### AIM OF THE TASK
Restate each line of the listing exactly, without carrying over any pictures.

### INFORMATION SUPPLIED
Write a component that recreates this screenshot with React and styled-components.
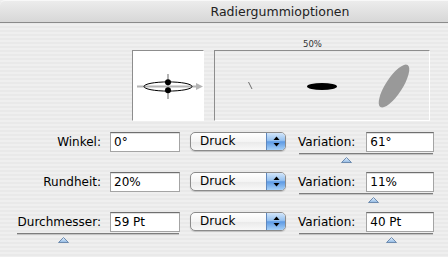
import React from "react";
import styled, { createGlobalStyle } from "styled-components";

const rows = [
  { label: "Winkel:", value: "0°", mode: "Druck", variation: "61°", thumb: 47 },
  { label: "Rundheit:", value: "20%", mode: "Druck", variation: "11%", thumb: 74 },
  { label: "Durchmesser:", value: "59 Pt", mode: "Druck", variation: "40 Pt", thumb: 92, slider: 46 },
];

const App = () => {
  return (
    <Window>
      <GlobalStyle />
      <TitleBar>Radiergummioptionen</TitleBar>
      <Body>
        <Preview>
          <TipBox>
            <svg width="70" height="69" viewBox="0 0 70 69">
              <line x1="4" y1="35.5" x2="66" y2="35.5" stroke="#b4b4b4" strokeWidth="2" />
              <polygon points="63,32 70,35.5 63,39" fill="#b4b4b4" />
              <line x1="35" y1="23" x2="35" y2="48" stroke="#b4b4b4" strokeWidth="2" />
              <ellipse cx="35" cy="35.5" rx="24" ry="4.6" fill="none" stroke="#000" strokeWidth="1" />
              <circle cx="35" cy="31.3" r="3" fill="#000" />
              <circle cx="35" cy="39.3" r="3" fill="#000" />
            </svg>
          </TipBox>
          <SampleColumn>
            <Caption>50%</Caption>
            <SampleBox>
              <svg width="214" height="69" viewBox="0 0 214 69">
                <line x1="33.5" y1="31" x2="37" y2="38" stroke="#6e6e6e" strokeWidth="1" />
                <ellipse cx="107" cy="35.5" rx="15" ry="3.4" fill="#000" />
                <ellipse cx="179" cy="35" rx="25" ry="8.3" fill="#999" transform="rotate(-57 179 35)" />
              </svg>
            </SampleBox>
          </SampleColumn>
        </Preview>

        <Rows>
          {rows.map((row) => (
            <Row key={row.label}>
              <Group>
                <FieldLine>
                  <Label width={85}>{row.label}</Label>
                  <Field width={70} offset={9} defaultValue={row.value} readOnly />
                </FieldLine>
                {row.slider !== undefined && (
                  <Track>
                    <Thumb style={{ left: row.slider - 5 }} />
                  </Track>
                )}
              </Group>
              <Popup>
                <PopupText>{row.mode}</PopupText>
                <PopupArrows>
                  <svg width="7" height="11" viewBox="0 0 7 11">
                    <polygon points="3.5,0.5 6.5,4 0.5,4" fill="#000" />
                    <polygon points="0.5,7 6.5,7 3.5,10.5" fill="#000" />
                  </svg>
                </PopupArrows>
              </Popup>
              <VariationGroup>
                <FieldLine>
                  <Label>Variation:</Label>
                  <Field width={68} offset={11} defaultValue={row.variation} readOnly />
                </FieldLine>
                <Track>
                  <Thumb style={{ left: row.thumb - 5 }} />
                </Track>
              </VariationGroup>
            </Row>
          ))}
        </Rows>
      </Body>
    </Window>
  );
};

const Thumb = (props) => (
  <ThumbWrap {...props}>
    <svg width="11" height="6" viewBox="0 0 11 6">
      <defs>
        <linearGradient id="thumbFill" x1="0" y1="0" x2="0" y2="1">
          <stop offset="0" stopColor="#e8f2fc" />
          <stop offset="1" stopColor="#8fb8e4" />
        </linearGradient>
      </defs>
      <polygon points="5.5,0.5 10.5,5.5 0.5,5.5" fill="url(#thumbFill)" stroke="#6e8cb0" strokeWidth="1" />
    </svg>
  </ThumbWrap>
);

export default App;

const GlobalStyle = createGlobalStyle`
  html, body {
    margin: 0;
    padding: 0;
    width: 448px;
    height: 257px;
    overflow: hidden;
  }
  body {
    font-family: "DejaVu Sans", "Liberation Sans", sans-serif;
    color: #000;
  }
`;

const Window = styled.div`
  width: 448px;
  height: 257px;
  display: flex;
  flex-direction: column;
  background: repeating-linear-gradient(
    to bottom,
    #efefef 0px,
    #efefef 2px,
    #e9e9e9 2px,
    #e9e9e9 4px
  );
`;

const TitleBar = styled.div`
  height: 23px;
  box-sizing: border-box;
  display: flex;
  align-items: center;
  justify-content: center;
  padding-left: 112px;
  border-top-left-radius: 5px;
  border-top: 1px solid #f8f8f8;
  border-bottom: 1px solid #8a8a8a;
  background: linear-gradient(to bottom, #ececec, #d7d7d7);
  font-size: 12.5px;
  color: #222;
`;

const Body = styled.div`
  padding: 16px 0 0 16px;
`;

const Preview = styled.div`
  display: flex;
  align-items: flex-end;
  margin-left: 116px;
`;

const TipBox = styled.div`
  width: 72px;
  height: 71px;
  box-sizing: border-box;
  background: #fff;
  border: 1px solid;
  border-color: #8d8d8d #fff #fff #8d8d8d;
  svg {
    display: block;
  }
`;

const SampleColumn = styled.div`
  display: flex;
  flex-direction: column;
  margin-left: 10px;
`;

const Caption = styled.div`
  font-size: 8.5px;
  line-height: 10px;
  margin: 0 0 1px 89px;
  color: #333;
`;

const SampleBox = styled.div`
  width: 216px;
  height: 71px;
  box-sizing: border-box;
  border: 1px solid;
  border-color: #8d8d8d #fff #fff #8d8d8d;
  svg {
    display: block;
  }
`;

const Rows = styled.div`
  margin-top: 11px;
  display: flex;
  flex-direction: column;
`;

const Row = styled.div`
  display: flex;
  align-items: flex-start;
  height: 40px;
`;

const Group = styled.div`
  display: flex;
  flex-direction: column;
`;

const VariationGroup = styled(Group)`
  margin-left: 12px;
`;

const FieldLine = styled.div`
  display: flex;
  align-items: center;
  height: 20px;
`;

const Label = styled.span`
  width: ${(p) => (p.width ? `${p.width}px` : "auto")};
  text-align: right;
  font-size: 12px;
  white-space: nowrap;
`;

const Field = styled.input`
  width: ${(p) => p.width}px;
  height: 20px;
  box-sizing: border-box;
  margin: 0 0 0 ${(p) => p.offset}px;
  padding: 0 0 0 3px;
  border: 1px solid #a4a4a4;
  border-top-color: #6f6f6f;
  background: #fff;
  box-shadow: inset 0 1px 0 #e0e0e0;
  font-family: "DejaVu Sans", "Liberation Sans", sans-serif;
  font-size: 12px;
  color: #000;
  outline: none;
`;

const Track = styled.div`
  position: relative;
  height: 2px;
  margin: 1px 1px 0 1px;
  background: linear-gradient(to bottom, #7d7d7d 50%, #c4c4c4 50%);
`;

const ThumbWrap = styled.div`
  position: absolute;
  top: 4px;
  width: 11px;
  height: 6px;
  svg {
    display: block;
  }
`;

const Popup = styled.div`
  display: flex;
  width: 96px;
  height: 19px;
  box-sizing: border-box;
  margin-left: 10px;
  border: 1px solid #8b8b8b;
  border-radius: 5px;
  overflow: hidden;
  background: linear-gradient(to bottom, #ffffff 0%, #f4f4f4 50%, #e9e9e9 51%, #f8f8f8 100%);
  box-shadow: 0 1px 1px rgba(0, 0, 0, 0.18);
`;

const PopupText = styled.span`
  flex: 1;
  padding-left: 9px;
  font-size: 12px;
  line-height: 17px;
`;

const PopupArrows = styled.div`
  width: 18px;
  display: flex;
  align-items: center;
  justify-content: center;
  border-left: 1px solid #5f87bd;
  background: linear-gradient(to bottom, #d3e6fa 0%, #93c0f0 45%, #5d9ae4 52%, #a6d0f7 100%);
  svg {
    display: block;
  }
`;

### THE OUTPUT
Write a component that recreates this screenshot with React and styled-components.
import React from "react";
import styled, { createGlobalStyle } from "styled-components";

const rows = [
  { label: "Winkel:", value: "0°", mode: "Druck", variation: "61°", thumb: 47 },
  { label: "Rundheit:", value: "20%", mode: "Druck", variation: "11%", thumb: 74 },
  { label: "Durchmesser:", value: "59 Pt", mode: "Druck", variation: "40 Pt", thumb: 92, slider: 46 },
];

const App = () => {
  return (
    <Window>
      <GlobalStyle />
      <TitleBar>Radiergummioptionen</TitleBar>
      <Body>
        <Preview>
          <TipBox>
            <svg width="70" height="69" viewBox="0 0 70 69">
              <line x1="4" y1="35.5" x2="66" y2="35.5" stroke="#b4b4b4" strokeWidth="2" />
              <polygon points="63,32 70,35.5 63,39" fill="#b4b4b4" />
              <line x1="35" y1="23" x2="35" y2="48" stroke="#b4b4b4" strokeWidth="2" />
              <ellipse cx="35" cy="35.5" rx="24" ry="4.6" fill="none" stroke="#000" strokeWidth="1" />
              <circle cx="35" cy="31.3" r="3" fill="#000" />
              <circle cx="35" cy="39.3" r="3" fill="#000" />
            </svg>
          </TipBox>
          <SampleColumn>
            <Caption>50%</Caption>
            <SampleBox>
              <svg width="214" height="69" viewBox="0 0 214 69">
                <line x1="33.5" y1="31" x2="37" y2="38" stroke="#6e6e6e" strokeWidth="1" />
                <ellipse cx="107" cy="35.5" rx="15" ry="3.4" fill="#000" />
                <ellipse cx="179" cy="35" rx="25" ry="8.3" fill="#999" transform="rotate(-57 179 35)" />
              </svg>
            </SampleBox>
          </SampleColumn>
        </Preview>

        <Rows>
          {rows.map((row) => (
            <Row key={row.label}>
              <Group>
                <FieldLine>
                  <Label width={85}>{row.label}</Label>
                  <Field width={70} offset={9} defaultValue={row.value} readOnly />
                </FieldLine>
                {row.slider !== undefined && (
                  <Track>
                    <Thumb style={{ left: row.slider - 5 }} />
                  </Track>
                )}
              </Group>
              <Popup>
                <PopupText>{row.mode}</PopupText>
                <PopupArrows>
                  <svg width="7" height="11" viewBox="0 0 7 11">
                    <polygon points="3.5,0.5 6.5,4 0.5,4" fill="#000" />
                    <polygon points="0.5,7 6.5,7 3.5,10.5" fill="#000" />
                  </svg>
                </PopupArrows>
              </Popup>
              <VariationGroup>
                <FieldLine>
                  <Label>Variation:</Label>
                  <Field width={68} offset={11} defaultValue={row.variation} readOnly />
                </FieldLine>
                <Track>
                  <Thumb style={{ left: row.thumb - 5 }} />
                </Track>
              </VariationGroup>
            </Row>
          ))}
        </Rows>
      </Body>
    </Window>
  );
};

const Thumb = (props) => (
  <ThumbWrap {...props}>
    <svg width="11" height="6" viewBox="0 0 11 6">
      <defs>
        <linearGradient id="thumbFill" x1="0" y1="0" x2="0" y2="1">
          <stop offset="0" stopColor="#e8f2fc" />
          <stop offset="1" stopColor="#8fb8e4" />
        </linearGradient>
      </defs>
      <polygon points="5.5,0.5 10.5,5.5 0.5,5.5" fill="url(#thumbFill)" stroke="#6e8cb0" strokeWidth="1" />
    </svg>
  </ThumbWrap>
);

export default App;

const GlobalStyle = createGlobalStyle`
  html, body {
    margin: 0;
    padding: 0;
    width: 448px;
    height: 257px;
    overflow: hidden;
  }
  body {
    font-family: "DejaVu Sans", "Liberation Sans", sans-serif;
    color: #000;
  }
`;

const Window = styled.div`
  width: 448px;
  height: 257px;
  display: flex;
  flex-direction: column;
  background: repeating-linear-gradient(
    to bottom,
    #efefef 0px,
    #efefef 2px,
    #e9e9e9 2px,
    #e9e9e9 4px
  );
`;

const TitleBar = styled.div`
  height: 23px;
  box-sizing: border-box;
  display: flex;
  align-items: center;
  justify-content: center;
  padding-left: 112px;
  border-top-left-radius: 5px;
  border-top: 1px solid #f8f8f8;
  border-bottom: 1px solid #8a8a8a;
  background: linear-gradient(to bottom, #ececec, #d7d7d7);
  font-size: 12.5px;
  color: #222;
`;

const Body = styled.div`
  padding: 16px 0 0 16px;
`;

const Preview = styled.div`
  display: flex;
  align-items: flex-end;
  margin-left: 116px;
`;

const TipBox = styled.div`
  width: 72px;
  height: 71px;
  box-sizing: border-box;
  background: #fff;
  border: 1px solid;
  border-color: #8d8d8d #fff #fff #8d8d8d;
  svg {
    display: block;
  }
`;

const SampleColumn = styled.div`
  display: flex;
  flex-direction: column;
  margin-left: 10px;
`;

const Caption = styled.div`
  font-size: 8.5px;
  line-height: 10px;
  margin: 0 0 1px 89px;
  color: #333;
`;

const SampleBox = styled.div`
  width: 216px;
  height: 71px;
  box-sizing: border-box;
  border: 1px solid;
  border-color: #8d8d8d #fff #fff #8d8d8d;
  svg {
    display: block;
  }
`;

const Rows = styled.div`
  margin-top: 11px;
  display: flex;
  flex-direction: column;
`;

const Row = styled.div`
  display: flex;
  align-items: flex-start;
  height: 40px;
`;

const Group = styled.div`
  display: flex;
  flex-direction: column;
`;

const VariationGroup = styled(Group)`
  margin-left: 12px;
`;

const FieldLine = styled.div`
  display: flex;
  align-items: center;
  height: 20px;
`;

const Label = styled.span`
  width: ${(p) => (p.width ? `${p.width}px` : "auto")};
  text-align: right;
  font-size: 12px;
  white-space: nowrap;
`;

const Field = styled.input`
  width: ${(p) => p.width}px;
  height: 20px;
  box-sizing: border-box;
  margin: 0 0 0 ${(p) => p.offset}px;
  padding: 0 0 0 3px;
  border: 1px solid #a4a4a4;
  border-top-color: #6f6f6f;
  background: #fff;
  box-shadow: inset 0 1px 0 #e0e0e0;
  font-family: "DejaVu Sans", "Liberation Sans", sans-serif;
  font-size: 12px;
  color: #000;
  outline: none;
`;

const Track = styled.div`
  position: relative;
  height: 2px;
  margin: 1px 1px 0 1px;
  background: linear-gradient(to bottom, #7d7d7d 50%, #c4c4c4 50%);
`;

const ThumbWrap = styled.div`
  position: absolute;
  top: 4px;
  width: 11px;
  height: 6px;
  svg {
    display: block;
  }
`;

const Popup = styled.div`
  display: flex;
  width: 96px;
  height: 19px;
  box-sizing: border-box;
  margin-left: 10px;
  border: 1px solid #8b8b8b;
  border-radius: 5px;
  overflow: hidden;
  background: linear-gradient(to bottom, #ffffff 0%, #f4f4f4 50%, #e9e9e9 51%, #f8f8f8 100%);
  box-shadow: 0 1px 1px rgba(0, 0, 0, 0.18);
`;

const PopupText = styled.span`
  flex: 1;
  padding-left: 9px;
  font-size: 12px;
  line-height: 17px;
`;

const PopupArrows = styled.div`
  width: 18px;
  display: flex;
  align-items: center;
  justify-content: center;
  border-left: 1px solid #5f87bd;
  background: linear-gradient(to bottom, #d3e6fa 0%, #93c0f0 45%, #5d9ae4 52%, #a6d0f7 100%);
  svg {
    display: block;
  }
`;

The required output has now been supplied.